Screenwriters frequently confess, as Diane has, that they're never sure what the director does. They know that the producer provides the money, the cinematographer and designers control what it'll look like, the crew does all the dirty work, and the actors get paid too much to recite what they've written, usually in the wrong inflection. So what does the director do? Stand around and wait for the catering truck to arrive?

I am not quite that bad. I do feel that a film is nothing without a snappy script, but a snappy script alone cannot make a film - something I think some screenwriters forget. On the other hand, I confess that I'm likely to wonder what the director does as well - on the set. To me, a director doesn't get to inflict his/her personality (or "vision," to be pretentious about it) until the editing room.

Of course the director also influenced the film by power over casting choices, vetoing set designs, et cetera, but it's hard to say how much. I mean, casting is often a matter of name and drawing power and nothing else these days - how else to explain so many of these dramatically miscast roles, or any of Julia Roberts' films? (Come to think of it, those just plain defy explanation.) And "name" set designers - of whom there are few - will design the sets the way they damn well please, since they were presumably hired to inflict their distinctive vision.

Seems like sometimes the director is a little like the President. Very little actual power except for the ability to nudge here and there, but takes all the blame when something goes wrong (and, to a lesser extent, gets all the credit when something goes right).

Strange, that. Anyway, the problem with being audience-centered is that you tend to favor the films which were fun and entertaining, rather than the ones which were obviously Great Films.

I mean, even the title "Best Picture" encourages this gap. I had the most fun in a movie this year at ... well, there, you see, that's a sentence I can't fill in because I don't remember which movies I saw this year. But take the two I saw most recently - Topsy-Turvy and Titus. Both were quite entertaining, each in a very different way. I'd see both of them again. I enjoyed both of them immensely. Would I call either one of them a "best picture"? Heck, no. They're not High Art, they don't make a Statement, there's nothing especially Profound about them. They were no one's masterpieces. They may not even have been particularly good films. They were entertaining films.

Whereas, by contrast, the most likely Best Picture films this year do not seem to be particularly pleasant to watch.

I am told that The Insider was a provocative picture full of Strong Ideas and Serious Acting. I'd like to have seen it - the subject matter interested me and the cast looked worth a bet - but I didn't. Because I couldn't drag Nonelvis to it, even though I tried about ten times.

I know for a fact that American Beauty was full of Strong Ideas, even though the film didn't seem to have a clue what those ideas were. And the film is so deliberately, viscerally unpleasant that I have no interest in seeing it again.

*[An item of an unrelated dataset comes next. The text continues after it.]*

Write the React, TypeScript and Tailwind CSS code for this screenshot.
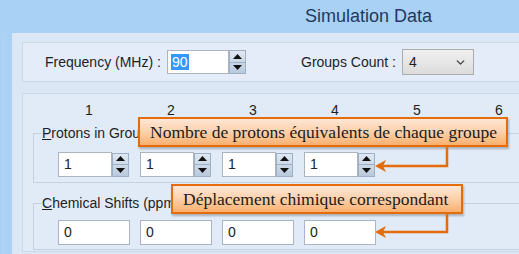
import React from 'react';
import { ChevronDown } from 'lucide-react';

const Spinner: React.FC = () => (
  <div className="flex flex-col w-[17px] h-[24px] border border-[#9fb0c4] bg-gradient-to-b from-[#dfe8f3] to-[#b9c9dc]">
    <div className="flex-1 flex items-center justify-center border-b border-[#9fb0c4]">
      <svg width="9" height="5" viewBox="0 0 9 5"><polygon points="0,5 4.5,0 9,5" fill="#111" /></svg>
    </div>
    <div className="flex-1 flex items-center justify-center">
      <svg width="9" height="5" viewBox="0 0 9 5"><polygon points="0,0 4.5,5 9,0" fill="#111" /></svg>
    </div>
  </div>
);

const NumBox: React.FC<{ value: string; w: string; spin?: boolean }> = ({ value, w, spin }) => (
  <div className="flex items-center">
    <div className={`${w} h-[25px] bg-white border border-[#abb5c2] flex items-center pl-[5px] text-[14px] text-[#222]`}>
      {value}
    </div>
    {spin && <Spinner />}
  </div>
);

const Callout: React.FC<{ text: string; className: string }> = ({ text, className }) => (
  <div
    className={`absolute h-[30px] border-2 border-[#e46c0a] bg-gradient-to-b from-[#fde7d6] via-[#fcd0aa] to-[#f9b06e] flex items-center pl-[10px] font-['Liberation_Serif',serif] text-[17.5px] text-[#1b1b1b] shadow-[1px_2px_2px_rgba(0,0,0,0.25)] ${className}`}
  >
    {text}
  </div>
);

const App: React.FC = () => {
  const protons = ['1', '1', '1', '1'];
  const shifts = ['0', '0', '0', '0'];
  const headers = ['1', '2', '3', '4', '5', '6'];

  return (
    <div className="relative w-[519px] h-[254px] overflow-hidden bg-[#a9d1f5] font-['Liberation_Sans',sans-serif] text-[#1e1e1e]">
      {/* barre de titre */}
      <div className="h-[33px] pl-[305px] flex items-center text-[18px] text-[#1f3a5c]">Simulation Data</div>

      <div className="flex h-[221px]">
        <div className="w-[12px] shrink-0 pl-[3px]">
          <div className="w-px h-full bg-[#b9d3ea]" />
        </div>

        <div className="flex-1 min-w-0 overflow-hidden bg-[#dce7f5] pt-[9px] pl-[10px] pb-[2px] flex flex-col">
          {/* Fréquence */}
          <div className="h-[40px] shrink-0 border border-r-0 border-[#cdd8e6] bg-[#e3ecf8] flex items-center pl-[22px] text-[14px] whitespace-nowrap">
            <span className="w-[122px] shrink-0">Frequency (MHz) :</span>
            <div className="flex items-center shrink-0">
              <div className="w-[62px] h-[24px] bg-white border border-[#abb5c2] flex items-center pl-[3px]">
                <span className="bg-[#3399ff] text-white px-px leading-[16px]">90</span>
              </div>
              <Spinner />
            </div>
            <span className="ml-[55px] w-[101px] shrink-0">Groups Count :</span>
            <div className="w-[72px] h-[26px] shrink-0 border border-[#acacac] bg-gradient-to-b from-[#f0f0f0] to-[#dcdcdc] flex items-center justify-between pl-[6px] pr-[6px]">
              <span>4</span>
              <ChevronDown size={13} strokeWidth={2.5} color="#444" />
            </div>
          </div>

          {/* Groupes */}
          <div className="mt-[11px] flex-1 border border-r-0 border-[#cdd8e6] bg-[#e1eaf7] flex flex-col">
            <div className="flex pt-[8px] ml-[25px] text-[14px] leading-[16px]">
              {headers.map(h => (
                <div key={h} className="w-[82px] shrink-0 text-center">{h}</div>
              ))}
            </div>

            <fieldset className="mt-[7px] ml-[10px] border border-r-0 border-[#c6d1de] pt-[11px] pb-[5px]">
              <legend className="ml-[7px] px-px text-[14px] leading-[16px] whitespace-nowrap">
                <span className="underline">P</span>rotons in Group
              </legend>
              <div className="flex gap-[11px] pl-[24px]">
                {protons.map((v, i) => (
                  <NumBox key={i} value={v} w="w-[54px]" spin />
                ))}
              </div>
            </fieldset>

            <fieldset className="mt-[12px] ml-[10px] border border-r-0 border-[#c6d1de] pt-[9px] pb-[4px]">
              <legend className="ml-[7px] px-px text-[14px] leading-[16px] whitespace-nowrap">
                <span className="underline">C</span>hemical Shifts (ppm)
              </legend>
              <div className="flex gap-[10px] pl-[24px]">
                {shifts.map((v, i) => (
                  <NumBox key={i} value={v} w="w-[72px]" />
                ))}
              </div>
            </fieldset>
          </div>
        </div>
      </div>

      {/* annotations */}
      <Callout text="Nombre de protons équivalents de chaque groupe" className="left-[138px] top-[117px] w-[370px]" />
      <Callout text="Déplacement chimique correspondant" className="left-[171px] top-[184px] w-[292px]" />
      <svg className="absolute left-0 top-0 pointer-events-none" width="519" height="254" viewBox="0 0 519 254">
        <polyline points="447,147 447,166 382,166" fill="none" stroke="#e46c0a" strokeWidth="2.5" />
        <polygon points="375,166 386,160 383,166 386,172" fill="#e46c0a" />
        <polyline points="447,214 447,232 382,232" fill="none" stroke="#e46c0a" strokeWidth="2.5" />
        <polygon points="375,232 386,226 383,232 386,238" fill="#e46c0a" />
      </svg>
    </div>
  );
};

export default App;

And the others in the category do not seem likely to be High Art. Well, John Irving can be, but filmed versions of Irving - a notoriously unadaptable man - are just too chancy a proposition. (No, I haven't seen it yet, but then it hasn't particularly dragged me in, either.)

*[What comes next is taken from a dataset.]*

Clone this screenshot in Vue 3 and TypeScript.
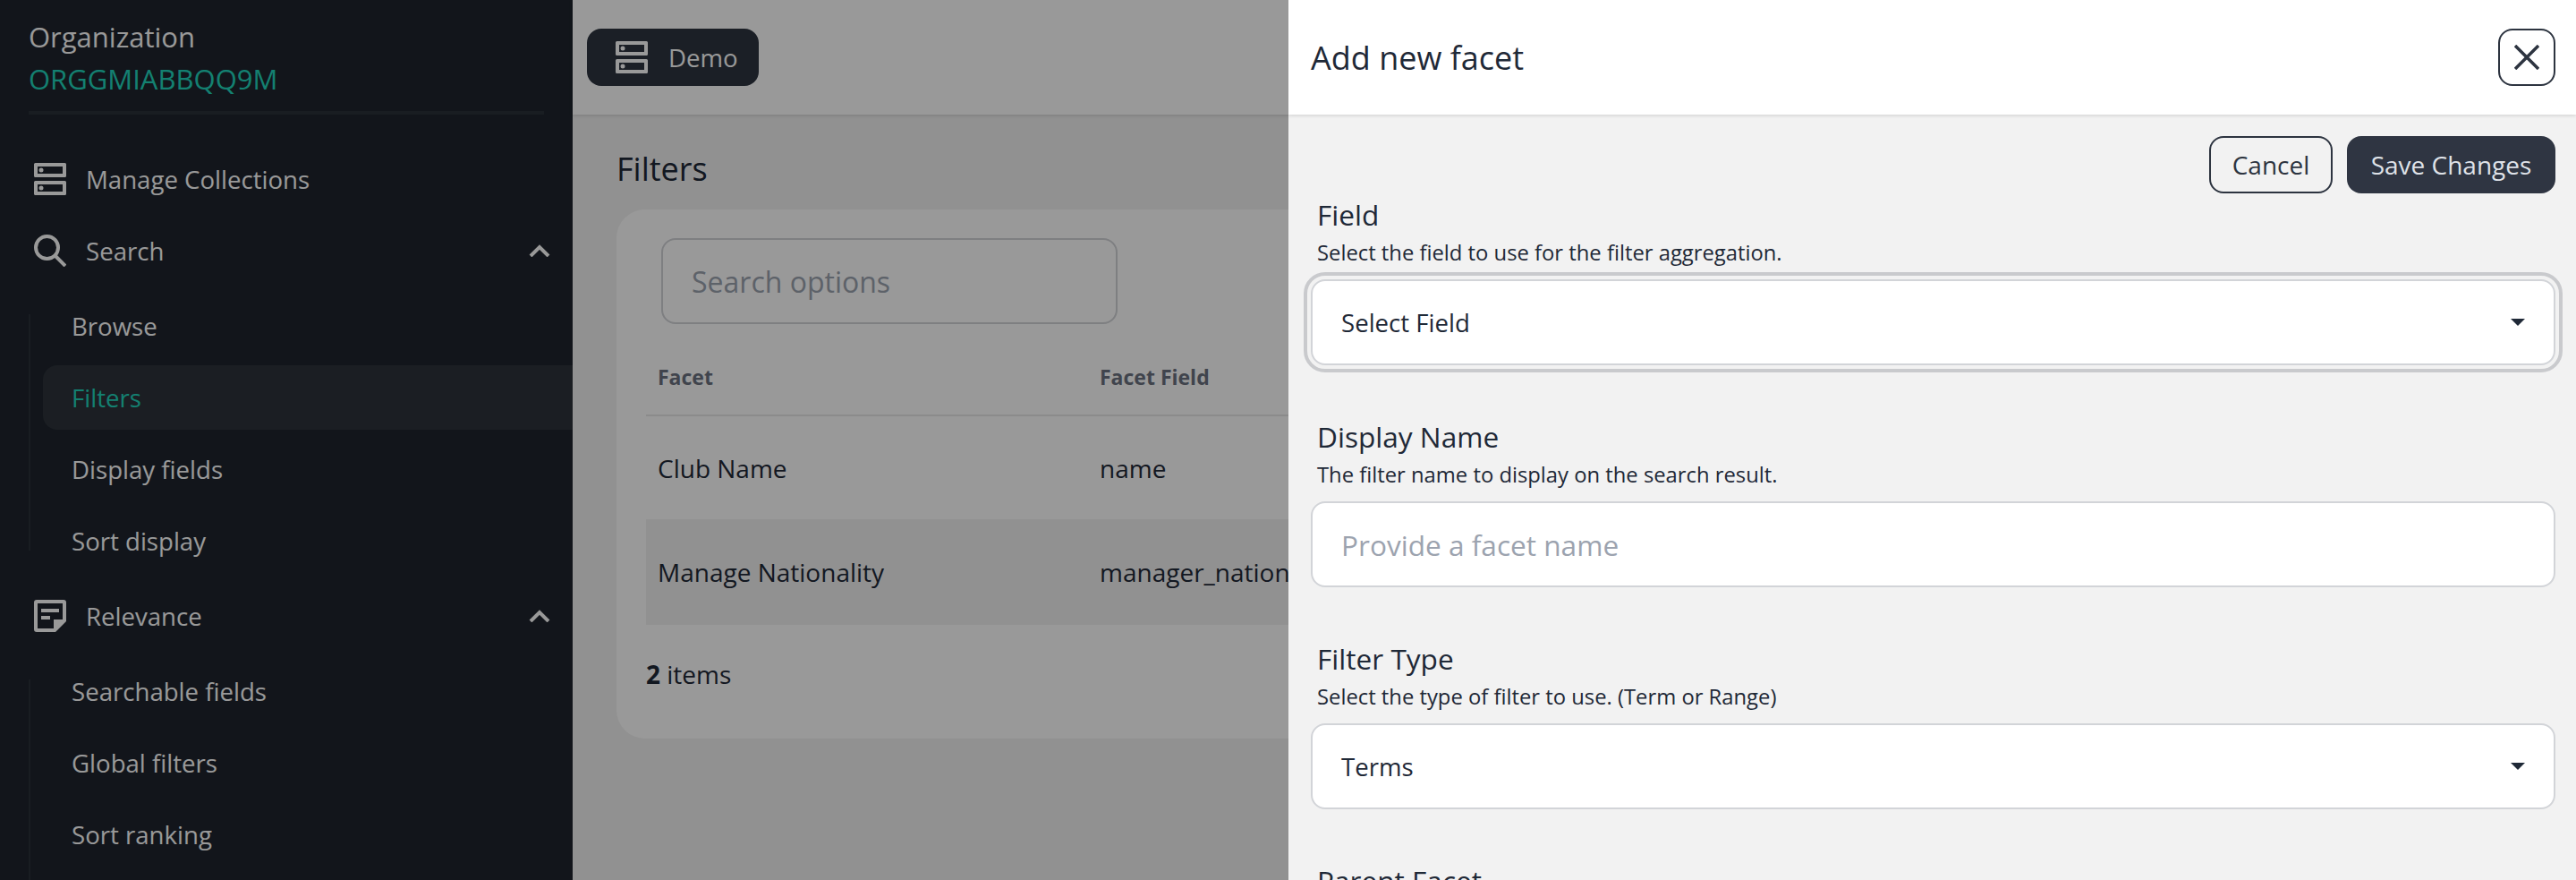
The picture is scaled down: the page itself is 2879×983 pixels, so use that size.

The Best Picture nominee that everyone actually saw is The Sixth Sense, which was quite a good film, had a genuinely original script, and managed to coerce some acting from Bruce Willis to boot. But of course it won't win. Because it was just too entertaining. Besides, it's the movie that everyone actually saw.

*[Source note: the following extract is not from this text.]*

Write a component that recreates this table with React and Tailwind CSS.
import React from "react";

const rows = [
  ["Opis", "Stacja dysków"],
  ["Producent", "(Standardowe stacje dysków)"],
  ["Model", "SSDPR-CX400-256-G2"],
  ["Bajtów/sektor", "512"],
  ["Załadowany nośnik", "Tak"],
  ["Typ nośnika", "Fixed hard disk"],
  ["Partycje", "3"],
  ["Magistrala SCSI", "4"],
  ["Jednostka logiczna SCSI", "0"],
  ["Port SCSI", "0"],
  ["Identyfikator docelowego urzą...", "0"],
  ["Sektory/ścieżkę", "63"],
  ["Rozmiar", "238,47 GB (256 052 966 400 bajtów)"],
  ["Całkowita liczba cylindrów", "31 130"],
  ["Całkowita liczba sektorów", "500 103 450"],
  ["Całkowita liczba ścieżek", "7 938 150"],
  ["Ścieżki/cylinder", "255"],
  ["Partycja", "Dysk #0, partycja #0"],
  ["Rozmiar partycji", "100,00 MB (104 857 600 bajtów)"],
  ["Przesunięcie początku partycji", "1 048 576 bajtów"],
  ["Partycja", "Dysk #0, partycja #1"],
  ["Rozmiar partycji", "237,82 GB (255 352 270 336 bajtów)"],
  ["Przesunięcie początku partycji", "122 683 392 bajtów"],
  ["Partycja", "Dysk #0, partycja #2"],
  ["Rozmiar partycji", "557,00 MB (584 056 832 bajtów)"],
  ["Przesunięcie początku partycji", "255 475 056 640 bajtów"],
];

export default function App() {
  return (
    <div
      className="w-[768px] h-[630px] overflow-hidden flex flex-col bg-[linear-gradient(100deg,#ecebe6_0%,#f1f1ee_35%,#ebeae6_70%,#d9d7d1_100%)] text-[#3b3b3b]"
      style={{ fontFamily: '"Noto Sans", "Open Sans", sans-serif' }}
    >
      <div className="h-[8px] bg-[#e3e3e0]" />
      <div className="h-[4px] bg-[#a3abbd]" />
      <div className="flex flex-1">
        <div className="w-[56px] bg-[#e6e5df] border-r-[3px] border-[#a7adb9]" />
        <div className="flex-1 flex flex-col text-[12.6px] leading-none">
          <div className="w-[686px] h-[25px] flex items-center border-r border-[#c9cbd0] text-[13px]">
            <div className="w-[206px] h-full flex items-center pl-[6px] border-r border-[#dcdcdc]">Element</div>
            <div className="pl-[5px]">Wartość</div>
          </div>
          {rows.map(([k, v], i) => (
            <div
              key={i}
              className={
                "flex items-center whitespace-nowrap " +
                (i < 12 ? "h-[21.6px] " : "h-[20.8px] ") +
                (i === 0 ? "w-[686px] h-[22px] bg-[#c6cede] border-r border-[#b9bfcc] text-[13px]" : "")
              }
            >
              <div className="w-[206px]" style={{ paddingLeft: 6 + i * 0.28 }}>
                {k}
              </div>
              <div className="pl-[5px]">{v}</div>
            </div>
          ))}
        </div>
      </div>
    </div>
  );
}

(Despite what you may think, a huge number of people did not see Shakespeare in Love - at least not before it won. Most of the Ardent Readers here are urban, and therefore not representative of its actual attendance.

Saving Private Ryan, on the other hand - which many considered the favorite last year - was seen by far too many actual humans to win an Oscar. Not that it deserved one anyway, being two brilliant twenty-minute battle scenes with a whole lot of nothing sandwiched between. I'm not sure it's even a movie, although I'd see it again.)

Anyway. Color me cynical, what a surprise. Someone hand me that list of 1999 movies and I'll give you some real commentary.